Sonny Rollins a perdifiato tra Ellington e il calypso

LORRAI MARCELLO

VERONA JAZZ

Sonny Rollins a perdifiato tra Ellington e il calypso

Le improvvisazioni magmatiche del sassofonista afroamericano

- MARCELLO LORRAI - VERONA

N ell'iconografia consolidata del jazz, il sassofonista (e non solo lui) si curva, si piega, si contorce spremendo, sembrerebbe con fatica, addirittura con sofferenza, una sostanza musicale dal proprio strumento: questo travaglio - magari solo esteriore- è una convenzione, a cui molte delle volte non corrisponde un investimento tanto gravoso. Così che se poi si ha l'occasione di ritrovarsi di fronte dopo parecchio tempo un Sonny Rollins, si può anche avere l'impressione che ci sia qualcosa che non quadra, di uno scarto tra quello che si vede e quello che si sente: a maggior ragione se si hanno presenti le sessantanove primavere che il sassofonista ha da poco totalizzato. Ben piantato sulle gambe, con la solidità e il portamento eretto e imponente anche se dinoccolato di un giocatore di pallacanestro, Rollins soffia nello strumento, alza al cielo il sax e lo sbandiera a destra e a sinistra senza apparente sforzo. Tanto che il flusso della sua improvvisazione sembra dotato di vita propria, che la sua irrefrenabile eloquenza sembra staccata da quell'uomo che sul palco suona muovendo il sax come un giocattolino ma per il resto senza scomporsi troppo. Guardando un Rollins così rilassato mentre le note sgorgano impetuose, si può avere a tratti la sensazione di avere di fronte un musicista che suona in playback senza riuscire a sintonizzare e ad adeguare mimica e movimenti alla musica che si ascolta.

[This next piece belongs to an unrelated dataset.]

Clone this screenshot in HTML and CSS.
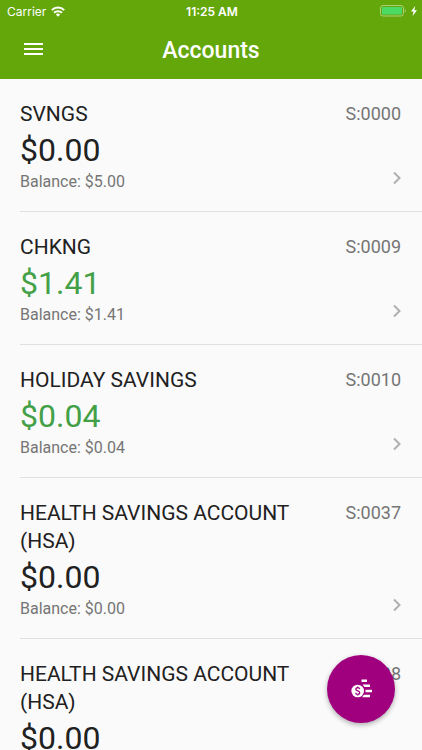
FILE: index.html
```html
<!DOCTYPE html>
<html lang="en">

<head>
    <meta charset="UTF-8" />
    <meta name="viewport" content="width=device-width, initial-scale=1.0" />
    <title>Accounts</title>
    <link rel="stylesheet" href="styles.css">
</head>

<body>
    <header class="header">
        <div class="status">
            <div class="carrier">
                <span>Carrier</span>
                <svg width="14" height="11" viewBox="0 0 14 11" fill="none" stroke="#fff" stroke-width="2">
                    <path d="M0.8 4.1a8.8 8.8 0 0 1 12.4 0" />
                    <path d="M3 6.8a5.7 5.7 0 0 1 8 0" />
                    <path d="M7 10.8L4.8 8.600a3 3 0 0 1 4.400 0z" fill="#fff" stroke="none" />
                </svg>
            </div>
            <div class="time">11:25 AM</div>
            <div class="power">
                <svg width="26" height="12" viewBox="0 0 26 12">
                    <rect x="0.5" y="0.5" width="23" height="10.5" rx="2.5" fill="none" stroke="#a9d07a" />
                    <rect x="2" y="2" width="20" height="7.5" rx="1" fill="#4cd964" />
                    <path d="M24.7 4v3.6a2 2 0 0 0 0-3.6z" fill="#a9d07a" />
                </svg>
                <svg width="6" height="10" viewBox="0 0 6 10" fill="#fff">
                    <path d="M4.2 0L0 5.6h2.5L1.6 10L6 4.2H3.4z" />
                </svg>
            </div>
        </div>
        <div class="toolbar">
            <button class="menu" type="button" aria-label="Menu">
                <svg width="20" height="14" viewBox="0 0 20 14" fill="#fff">
                    <path d="M0 1h19v2H0zM0 6h19v2H0zM0 11h19v2H0z" />
                </svg>
            </button>
            <h1>Accounts</h1>
        </div>
    </header>

    <main class="accounts">
        <a class="account" href="#">
            <div class="info">
                <h2>SVNGS</h2>
                <div class="amount">$0.00</div>
                <div class="balance">Balance: $5.00</div>
            </div>
            <div class="side">
                <span class="number">S:0000</span>
                <svg class="chevron" width="9" height="14" viewBox="0 0 9 14"><path d="M2 1.500L7.500 7L2 12.500" /></svg>
            </div>
        </a>
        <a class="account" href="#">
            <div class="info">
                <h2>CHKNG</h2>
                <div class="amount positive">$1.41</div>
                <div class="balance">Balance: $1.41</div>
            </div>
            <div class="side">
                <span class="number">S:0009</span>
                <svg class="chevron" width="9" height="14" viewBox="0 0 9 14"><path d="M2 1.500L7.500 7L2 12.500" /></svg>
            </div>
        </a>
        <a class="account" href="#">
            <div class="info">
                <h2>HOLIDAY SAVINGS</h2>
                <div class="amount positive">$0.04</div>
                <div class="balance">Balance: $0.04</div>
            </div>
            <div class="side">
                <span class="number">S:0010</span>
                <svg class="chevron" width="9" height="14" viewBox="0 0 9 14"><path d="M2 1.500L7.500 7L2 12.500" /></svg>
            </div>
        </a>
        <a class="account" href="#">
            <div class="info">
                <h2>HEALTH SAVINGS ACCOUNT (HSA)</h2>
                <div class="amount">$0.00</div>
                <div class="balance">Balance: $0.00</div>
            </div>
            <div class="side">
                <span class="number">S:0037</span>
                <svg class="chevron" width="9" height="14" viewBox="0 0 9 14"><path d="M2 1.500L7.500 7L2 12.500" /></svg>
            </div>
        </a>
        <a class="account" href="#">
            <div class="info">
                <h2>HEALTH SAVINGS ACCOUNT (HSA)</h2>
                <div class="amount">$0.00</div>
            </div>
            <div class="side">
                <span class="number">S:0038</span>
            </div>
        </a>
    </main>

    <!-- Floating action button -->
    <button class="fab" type="button" aria-label="Move money">
        <svg width="22" height="20" viewBox="0 0 22 20" fill="#fff">
            <path d="M11.500 0.500h5.500v2.500h-5.500zM12.500 5.500h7.500v2.500h-5.500zM15.500 10.700h6.500v2.500h-6.500zM14 15.800h6v2.500h-8z" />
            <circle cx="7.700" cy="12" r="6.300" />
            <path d="M9.700 10.200c-.2-1.100-1-1.500-2-1.500-1.100 0-1.900.6-1.900 1.500 0 2.200 3.900 1.200 3.900 3.500 0 1-.8 1.600-2 1.600-1.100 0-2-.5-2.100-1.600M7.700 7.600v1.200M7.700 15.200v1.200" fill="none" stroke="#a0007d" stroke-width="1.300" />
        </svg>
    </button>
</body>

</html>
```

FILE: styles.css
```css
* {
    box-sizing: border-box;
}

body {
    margin: 0;
    height: 100vh;
    display: flex;
    flex-direction: column;
    background-color: #fafafa;
    color: #212121;
    font-family: Roboto, "Liberation Sans", sans-serif;
}

h1,
h2 {
    margin: 0;
}

svg {
    display: block;
}

button {
    padding: 0;
    border: none;
    cursor: pointer;
}

.header {
    flex-shrink: 0;
    background-color: #64a70b;
    color: #fff;
}

/* Status bar */
.status {
    display: grid;
    grid-template-columns: 1fr auto 1fr;
    align-items: center;
    height: 22px;
    padding: 0 5px 0 7px;
    font-family: Inter, sans-serif;
    font-size: 12px;
}

.carrier,
.power {
    display: flex;
    align-items: center;
    gap: 5px;
}

.time {
    font-weight: 600;
}

.power {
    justify-content: flex-end;
}

.toolbar {
    display: grid;
    grid-template-columns: 48px 1fr 48px;
    align-items: center;
    height: 57px;
}

.toolbar h1 {
    grid-column: 2;
    font-size: 23px;
    font-weight: 500;
    text-align: center;
}

.menu {
    display: flex;
    justify-content: flex-end;
    align-items: center;
    align-self: start;
    width: 44px;
    height: 54px;
    background: none;
}

/* Account list */
.accounts {
    flex: 1;
    min-height: 0;
    overflow-y: auto;
    scrollbar-width: none;
}

.account {
    display: flex;
    gap: 16px;
    margin-left: 20px;
    padding: 21px 21px 19px 0;
    border-bottom: 1px solid #e0e0e0;
    color: inherit;
    text-decoration: none;
}

.info {
    flex: 1;
}

.account h2 {
    font-size: 21px;
    font-weight: 400;
    line-height: 28px;
}

.amount {
    font-size: 32px;
    line-height: 44px;
}

.positive {
    color: #43a047;
}

.balance {
    color: #757575;
    font-size: 16px;
    line-height: 20px;
}

.side {
    display: flex;
    flex-direction: column;
    justify-content: space-between;
    align-items: flex-end;
    padding-bottom: 7px;
}

.number {
    color: #757575;
    font-size: 18px;
    line-height: 28px;
}

.chevron {
    fill: none;
    stroke: #b0b0b0;
    stroke-width: 2;
}

.fab {
    position: fixed;
    right: 27px;
    bottom: 27px;
    display: flex;
    justify-content: center;
    align-items: center;
    width: 68px;
    height: 68px;
    border-radius: 50%;
    background-color: #a0007d;
    box-shadow: 0 2px 5px rgba(0, 0, 0, 0.3);
}
```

Come prestigiosa coda di Verona Jazz, Sonny Rollins è apparso al palasport scaligero per un'unica data italiana. La mediocrità dei complessi di cui il grande sassofonista si circonda ormai da tanto tempo è proverbiale, e il gruppo presentato in questa occasione non è stato certo dei peggiori. Appena salito sul palco Rollins ha subito agguantato l'attenzione del pubblico e non ha più mollato la presa con dieci strabilianti minuti di improvvisazione a perdifiato, veloce, gioiosa, esuberante. Dopo i venti minuti del primo brano, una pezzatura mantenuta un po' più un po' meno per il resto della serata, Rollins è passato ad affrontare allegramente un calypso. Poi ha scalato di marcia ed è passato ad un registro più sensuale e virile, facendo sfoggio di un bellissimo, integro colore strumentale, per rendere omaggio a Duke Ellington con In a sentimental mood. Dopo un'ora di concerto Rollins si è concesso una meritata mezzoretta di intervallo, per poi tornare nel secondo tempo di nuovo ad un calypso, animato da un'altra delle sue improvvisazioni stordenti nel loro procedere senza respiro, quindi di nuovo su Ellington con Solitude. Per passare poi all'inevitabile Don't Stop The Carnival a mo' di sigla di chiusura. Barba bianca, occhiali scuri e stile davecchio gentiluomo, con l'aria, dopo due ore e venti di esibizione, di non volersene andare tanto presto e di volersi godere fino in fondo l'affetto del pubblico che era corso a stringersi intorno al palco. Rispondendo agli applausi, giustamente, col pugno alzato come un'atleta che si compiace della propria impresa.